Meta title: Appraiser Certification Requirements for Vehicle Owners Vetting Experts
Meta description: Learn appraiser certification requirements for auto claims, how auto and real estate standards differ, and how to verify an appraiser before a diminished value claim or insurance total loss payout dispute.
Your insurer made an offer, and something feels off. Maybe the total loss number is low, or maybe no one is acknowledging your car value after accident even after quality repairs.
That’s where appraiser certification requirements start to matter. If you’re going to challenge a diminished value claim decision or push back on an insurance total loss payout, you need to know whether the person valuing your vehicle is qualified for that job.
What Is a Certified Auto Appraiser
A certified auto appraiser is an independent professional who evaluates a vehicle’s value for a specific purpose, usually an insurance dispute, legal matter, diminished value claim, classic car valuation, or total loss review.
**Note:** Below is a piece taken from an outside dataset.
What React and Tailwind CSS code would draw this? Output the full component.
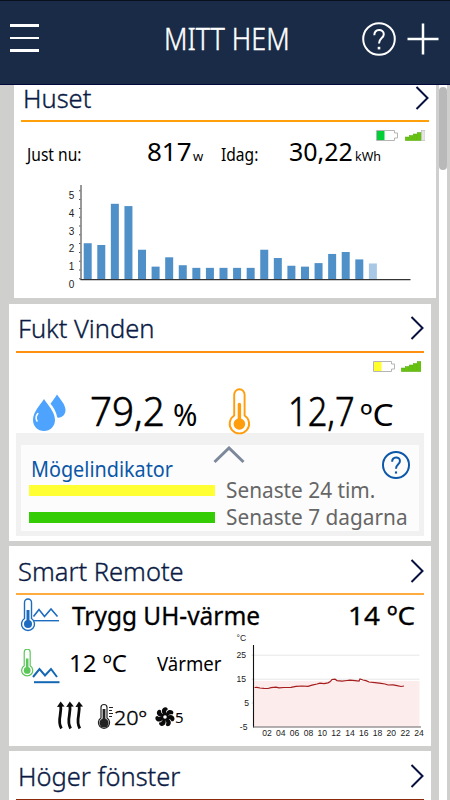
import { clsx } from "clsx";

const FONT = "font-['Noto_Sans','Open_Sans',sans-serif]";

// kWh per hour, the last one is still running
const HOURS = [2.05, 1.95, 4.29, 4.16, 1.68, 0.72, 1.25, 0.8, 0.65, 0.65, 0.65, 0.65, 0.65, 1.68, 1.21, 0.77, 0.72, 0.92, 1.44, 1.55, 1.13, 0.9];

const TEMP_LINE =
  "254.5,687.5 257,687.3 260,688 264,688.3 268,688.5 271,687.6 276,687.2 279,687.9 284,687.5 291,687.3 296,686.4 302,686 308,686.3 312,685.2 317,684 320,683.2 324,683.6 328,682.9 330,681.8 332,679.5 335,679.2 337,680.6 342,681.2 347,680.5 350,680.1 355,680.6 359,681 360,679 363,680 366,680.6 369,682 375,682.7 381,683.4 385,684 388,685 393,684.9 397,685.6 401,686.5 404,686";

function Chevron() {
  return (
    <svg viewBox="0 0 14 24" className="h-6 w-3.5 shrink-0" fill="none" stroke="#07103f" strokeWidth="2">
      <path d="M1.5 1 L12.5 12 L1.5 23" />
    </svg>
  );
}

function Help({ className, thin }) {
  return (
    <svg viewBox="0 0 34 34" className={clsx("shrink-0", className)} fill="none" stroke="currentColor" strokeWidth={thin ? 2 : 2.4}>
      <circle cx="17" cy="17" r="15.8" />
      <path d="M12.3 13.2 C12.3 6.2 21.8 6.4 21.8 12.2 C21.8 16.2 17 16 17 21.5" />
      <path d="M17 24.8 V27.4" strokeWidth="2.6" />
    </svg>
  );
}

function Battery({ color }) {
  return (
    <svg viewBox="0 0 22 11" className="h-[11px] w-[22px] shrink-0">
      <path d="M.5 .5 H18.5 V3 H21.5 V8 H18.5 V10.5 H.5 Z" fill="#fff" stroke="#b5b5b5" />
      <rect x="1" y="1" width="7.5" height="9" fill={color} />
    </svg>
  );
}

function Signal({ level }) {
  return (
    <svg viewBox="0 0 20 11" className="h-[11px] w-5 shrink-0">
      {[4, 5.5, 7, 8.5, 10.5].map((h, i) => (
        <rect key={h} x={i * 4 + 0.3} y={11 - h} width="3.8" height={h - 0.4} fill={i < level ? "#66c40b" : "#e4e4e4"} stroke={i < level ? "#5aa81a" : "#aaa"} strokeWidth=".5" />
      ))}
    </svg>
  );
}

function Card({ title, titleClass = "leading-[34px]", line, className, children }) {
  return (
    <section className={clsx("w-[422px] shrink-0 bg-white px-[7px]", className)}>
      <div className="flex items-center justify-between pl-0.5">
        <h2 className={clsx("text-[25.5px] whitespace-nowrap text-[#0b1b45] font-[350] [-webkit-text-stroke:0.35px]", titleClass)}>{title}</h2>
        <Chevron />
      </div>
      <div className={line} />
      {children}
    </section>
  );
}

function PowerChart() {
  return (
    <svg viewBox="64 184 352 108" className="mt-[18px] ml-[43px] h-[108px] w-[352px]">
      {HOURS.map((v, i) => (
        <rect key={i} x={83.7 + i * 13.58} y={279.3 - v * 17.6} width="8" height={v * 17.6} fill={i === 21 ? "#a9c8e5" : "#4f90c9"} />
      ))}
      <path d="M81 185 V280" stroke="#555" strokeWidth="1.2" />
      <path d="M80.5 279.6 H410.5" stroke="#333" strokeWidth="1.2" />
      <path d="M79.7 279.3 V190" stroke="#444" strokeWidth="1.2" strokeDasharray="1 7.8" />
      <g className="font-['Liberation_Sans',sans-serif] text-[10px]" fill="#222" textAnchor="middle">
        {[5, 4, 3, 2, 1, 0].map((n, i) => (
          <text key={n} x="71.6" y={199 + i * 17.75}>{n}</text>
        ))}
      </g>
    </svg>
  );
}

function TempChart() {
  return (
    <svg viewBox="230 632 194 108" className="-mt-px h-[108px] w-[194px] shrink-0">
      <rect x="254" y="681" width="165.5" height="46" fill="#fdecec" />
      <path d="M254 655.2 H419.5 M254 679.2 H419.5" stroke="#e6e6e6" />
      <path d="M254 703 H251.5 M254 679.2 H251.5 M254 655.2 H251.5" stroke="#ddd" />
      <path d="M253.5 645 V727.5" stroke="#111" strokeWidth="1.1" />
      <path d="M253 727 H421" stroke="#666" />
      <polyline points={TEMP_LINE} fill="none" stroke="#a51d1d" strokeWidth="1.2" />
      <g className="font-['Liberation_Sans',sans-serif] text-[8.6px]" fill="#222">
        <text x="236.5" y="641">°C</text>
        <text x="246" y="658.3" textAnchor="end">25</text>
        <text x="246" y="682.3" textAnchor="end">15</text>
        <text x="249" y="706.2" textAnchor="end">5</text>
        <text x="247.5" y="730" textAnchor="end">-5</text>
        {["02", "04", "06", "08", "10", "12", "14", "16", "18", "20", "22", "24"].map((h, i) => (
          <text key={h} x={267 + i * 13.82} y="735.5" textAnchor="middle">{h}</text>
        ))}
      </g>
    </svg>
  );
}

function Drops() {
  return (
    <svg viewBox="32 393 35 38" className="h-[38px] w-[35px] shrink-0" fill="#4da3fd">
      <path d="M57 393.5 C60 398 65.5 403.5 65.5 409 C65.5 413.5 62 417.3 57.3 416.6 C56.3 411 53.5 406 50.5 402.8 C53 399.5 55.5 396 57 393.5 Z" />
      <path d="M44 398 C47.5 403.5 55 411 55 419 C55 425.5 50 430 44 430 C38 430 33 425.5 33 419 C33 411 40.5 403.5 44 398 Z" />
      <path d="M37.8 412.5 C35.8 415 35.8 418 37 420" fill="none" stroke="#fff" strokeWidth="1.6" strokeLinecap="round" />
    </svg>
  );
}

function Thermometer() {
  return (
    <svg viewBox="228 387 23 47" className="relative z-10 h-[47px] w-[23px] shrink-0" fill="none" stroke="#ff9d0c" strokeWidth="1.9">
      <path d="M234.2 414.5 V393.5 A5.2 5.2 0 0 1 244.6 393.5 V414.5 A9.7 9.7 0 1 1 234.2 414.5 Z" fill="#fff" />
      <path d="M239.4 403.5 V420" strokeWidth="3.4" strokeLinecap="round" />
      <circle cx="239.4" cy="423" r="5.8" fill="#ff9d0c" stroke="none" />
    </svg>
  );
}

// indoor = wave level with the bulb, outdoor = wave below it
function TempIcon({ low }) {
  const c = low ? "#5cc65a" : "#1d6cc0";
  return (
    <svg viewBox="20 598 41 38" className="h-[38px] w-[41px] shrink-0" fill="none">
      <g stroke={c} strokeWidth="1.4" transform={low ? "translate(3.4 89) scale(.85)" : undefined}>
        <path d="M24.5 618.5 V602.5 A3.5 3.5 0 0 1 31.5 602.5 V618.5 A6.5 6.5 0 1 1 24.5 618.5 Z" />
        <path d="M28 610 V622" strokeWidth="3" />
        <circle cx="28" cy="624" r="4" fill={c} stroke="none" />
      </g>
      {low ? (
        <g stroke="#1467b3">
          <path d="M33 626 L39.5 618 L45 624.5 L51 618 L57 626" strokeWidth="2" />
          <path d="M34 631.2 H59.5" strokeWidth="2" />
        </g>
      ) : (
        <g stroke="#1d6cc0" strokeWidth="1.6">
          <path d="M33.5 616.5 L39 609.5 L44.5 616.5 L51 609 L57.5 616.5" />
          <path d="M34 620.7 H59" strokeWidth="1.4" />
        </g>
      )}
    </svg>
  );
}

function HeatWaves() {
  return (
    <svg viewBox="56 700 28 30" className="h-[30px] w-7 shrink-0" fill="none" stroke="#0a0a0a" strokeWidth="2.8">
      {[0, 9.2, 18.4].map((x) => (
        <g key={x} transform={`translate(${x} 0)`}>
          <path d="M61.4 728.5 C56.5 720 62.4 714 60.6 705" />
          <path d="M57 707 L60.6 701.5 L64.6 706.5 Z" fill="#0a0a0a" stroke="none" />
        </g>
      ))}
    </svg>
  );
}

function SmallThermometer() {
  return (
    <svg viewBox="97 703 17 27" className="h-[27px] w-[17px] shrink-0" fill="none" stroke="#222" strokeWidth="1.2">
      <path d="M101 718 V707.5 A3 3 0 0 1 107 707.5 V718 A5.6 5.6 0 1 1 101 718 Z" />
      <path d="M104 709 V720" strokeWidth="2.8" />
      <circle cx="104" cy="723" r="4.6" fill="#222" stroke="none" />
      <path d="M109 707.5 H113 M109 710.5 H112 M109 713.5 H113 M109 716.5 H112" />
    </svg>
  );
}

function Fan() {
  return (
    <svg viewBox="0 0 20 20" className="h-5 w-5 shrink-0" fill="#0a0a0a">
      {[0, 51.4, 102.8, 154.3, 205.7, 257.1, 308.6].map((a) => (
        <path key={a} transform={`rotate(${a} 10 10)`} d="M8.6 7.6 C6 5.8 6.2 1.4 9.4 .4 C11.6 -.1 13 1.2 12.6 2.8 C10.8 3.8 10.8 5.4 11.2 7.6 Z" />
      ))}
      <circle cx="10" cy="10" r="3.6" />
      <circle cx="10" cy="10" r="1.8" fill="#fff" />
    </svg>
  );
}

function MouldRow({ color, children }) {
  return (
    <div className="flex h-[27px] items-center">
      <div className={clsx("h-[11px] w-[186px] shrink-0", color)} />
      <div className="-mt-[2px] ml-[11px] w-[181px] origin-left scale-x-[0.967] text-[21.5px] leading-[27px] whitespace-nowrap text-[#666]">{children}</div>
    </div>
  );
}

export default function App() {
  return (
    <div className={clsx("flex h-[800px] w-[450px] flex-col overflow-hidden bg-[#cfd0ce]", FONT)}>
      <header className="flex h-[85px] shrink-0 items-start border-t border-b border-t-[#080f1d] border-b-[#03083a] bg-[#192b47] text-white">
        <div className="mt-[23px] ml-2.5 flex w-[29px] flex-col gap-2.5">
          <div className="h-[2.5px] bg-white" />
          <div className="h-[2.5px] bg-white" />
          <div className="h-[2.5px] bg-white" />
        </div>
        <h1 className="mt-[16px] ml-[125px] w-[198px] origin-left scale-x-[0.84] text-[32px] leading-[42px] font-light whitespace-nowrap [-webkit-text-stroke:0.5px]">MITT HEM</h1>
        <Help className="mt-[20.5px] h-[34px] w-[34px]" thin />
        <svg viewBox="0 0 32 32" className="mt-[21.5px] ml-[11px] h-8 w-8 shrink-0" stroke="#fff" strokeWidth="2.5">
          <path d="M16 .5 V31.5 M.5 16 H31.5" />
        </svg>
      </header>

      <div className="flex min-h-0 flex-1">
        <main className="flex w-[439px] shrink-0 flex-col overflow-hidden pl-[9px]">
          <Card title="Huset" titleClass="leading-[26px]" line="mt-[9px] h-[2px] bg-[#ffa00a]" className="ml-[5px] h-[213px]">
            <div className="mt-2 flex justify-end gap-[7px] pr-1">
              <Battery color="#00cf35" />
              <Signal level={4} />
            </div>
            <div className="flex items-baseline pl-[6px] leading-5 whitespace-nowrap text-black">
              <span className="w-[120px] origin-left scale-x-[0.89] text-[17.5px]">Just nu:</span>
              <span className="w-[46px] text-[26px]">817</span>
              <span className="w-[28px] text-[13px]">w</span>
              <span className="w-[68px] origin-left scale-x-[0.89] text-[17.5px]">Idag:</span>
              <span className="w-[66px] origin-left scale-x-[0.96] text-[26px]">30,22</span>
              <span className="origin-left scale-x-[0.96] text-[13px]">kWh</span>
            </div>
            <PowerChart />
          </Card>

          <Card title="Fukt Vinden" line="mt-[6px] h-[1.5px] bg-[#ff9010]" className="mt-[5.5px] h-[237px] pt-[7.5px]">
            <div className="mt-2 flex justify-end gap-[6px] pr-[3px]">
              <Battery color="#ffff2a" />
              <Signal level={5} />
            </div>
            <div className="mt-4 flex h-[45px] items-start whitespace-nowrap text-black">
              <div className="mt-[6px] ml-4"><Drops /></div>
              <div className="ml-[23px] flex w-[138px] items-baseline leading-[45px]">
                <span className="w-[83px] origin-left scale-x-[0.94] text-[41px] font-[350] [-webkit-text-stroke:0.6px]">79,2</span>
                <span className="origin-left scale-x-[0.98] text-[30px]">%</span>
              </div>
              <Thermometer />
              <div className="ml-[37px] flex items-baseline leading-[45px]">
                <span className="w-[72px] origin-left scale-x-[0.84] text-[41px] font-[350] [-webkit-text-stroke:0.6px]">12,7</span>
                <span className="origin-left scale-x-[1.08] text-[31px]">ºC</span>
              </div>
            </div>
            <div className="h-[103px] bg-[#f1f1f1] px-[5px] pt-3 pb-[5px]">
              <div className="h-[86px] bg-[#fcfcfc] pl-2">
                <div className="flex h-[32px] items-start">
                  <div className="mt-[8px] ml-[2px] w-[182px] origin-left scale-x-[0.9] text-[22px] leading-[30px] whitespace-nowrap text-[#0b57a8]">Mögelindikator</div>
                  <svg viewBox="0 0 32 18" className="mt-px h-[18px] w-8" fill="none" stroke="#7d899b" strokeWidth="3">
                    <path d="M1.5 16 L16 2 L30.5 16" />
                  </svg>
                  <Help className="mt-[6px] ml-[137px] h-7 w-7 text-[#0b57a8]" />
                </div>
                <MouldRow color="bg-[#ffff33]">Senaste 24 tim.</MouldRow>
                <MouldRow color="bg-[#33cc05]">Senaste 7 dagarna</MouldRow>
              </div>
            </div>
          </Card>

          <Card title="Smart Remote" line="mt-[5px] h-[2px] bg-[#ffab3d]" className="mt-[5.5px] h-[200px] pt-[8px]">
            <div className="flex h-[38px] items-start pt-[3px] pl-1 whitespace-nowrap text-black">
              <TempIcon />
              <span className="-mt-px ml-[11px] w-[276px] origin-left scale-x-[0.94] text-[26px] leading-[36px] [-webkit-text-stroke:0.3px]">Trygg UH-värme</span>
              <span className="-mt-px origin-left scale-x-[1.07] text-[26px] leading-[36px] [-webkit-text-stroke:0.3px]">14 ºC</span>
            </div>
            <div className="flex">
              <div className="w-[214px] shrink-0 text-black">
                <div className="mt-4 flex h-[38px] items-start pl-1 whitespace-nowrap">
                  <TempIcon low />
                  <span className="ml-[8px] w-[88px] text-[24px] leading-[28px]">12 ºC</span>
                  <span className="origin-left scale-x-[0.93] text-[20px] leading-[30px]">Värmer</span>
                </div>
                <div className="mt-[13px] flex items-center pl-10">
                  <HeatWaves />
                  <div className="mt-[3px] ml-[13px]"><SmallThermometer /></div>
                  <span className="mt-[5px] w-[41px] origin-left scale-x-[1.08] text-[20px] leading-[24px] font-light [-webkit-text-stroke:0.4px]">20º</span>
                  <div className="mt-[3px]"><Fan /></div>
                  <span className="mt-[4px] text-[15px] leading-[24px]">5</span>
                </div>
              </div>
              <TempChart />
            </div>
          </Card>

          <Card title="Höger fönster" line="mt-[6px] h-[2px] bg-[#8a2a08]" className="mt-[5px] h-[60px] pt-[7.5px]" />
        </main>
        <div className="w-2 bg-white pt-0.5">
          <div className="h-[83px] rounded-full bg-[#b9b9b9]" />
        </div>
      </div>
    </div>
  );
}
In plain terms, this person should be able to explain what your vehicle was worth, what happened to that value after the accident, and why the insurer’s number may be too low.

For vehicle owners, certification matters because insurance disputes aren’t won with opinions. They’re won with documentation, market support, repair analysis, and a report that can hold up when an adjuster questions it.
What certification usually means in auto appraisal
In the auto space, “certified” often refers to credentials issued by professional organizations rather than one uniform national license. One well-known example is the American Society of Certified Auto Appraisers. According to the ASCAA FAQ, candidates must complete five specific online courses covering ethics, inspection, methodology, and market value, then pass a final exam with at least a 70%. The process typically requires 23 to 30 hours of study.
That tells you something important. Certification in auto appraisal is often focused on practical valuation skills, not just title inflation.
Why this matters for your claim
A qualified auto appraiser should understand:
- Diminished value: The loss in resale value after a vehicle has been damaged and repaired.
- Fair market value: What a willing buyer would likely pay for the vehicle in its actual condition.
- Total loss disputes: Whether the insurer’s settlement reflects pre-loss market value.
- Vehicle-specific evidence: Repair quality, prior condition, options, mileage, and local comparable sales.
Practical rule: If an appraiser can’t explain their method in plain English, they probably won’t persuade an insurance company with it either.
If you’re still getting familiar with the process, this guide on what an appraisal for a car is gives a useful baseline for how these reports fit into an insurance claim.
The main point is simple. A certified auto appraiser isn’t just someone who knows cars. It’s someone who can turn vehicle facts into a defensible valuation.
Auto vs Real Estate Appraiser Requirements A Critical Distinction
A lot of vehicle owners hear the word “certified appraiser” and assume all appraisal professions work the same way. They don’t.
Real estate appraisal is tightly regulated. Auto appraisal is far more fragmented. If you miss that distinction, you can easily overestimate what a title means, or underestimate what kind of expertise your vehicle claim needs.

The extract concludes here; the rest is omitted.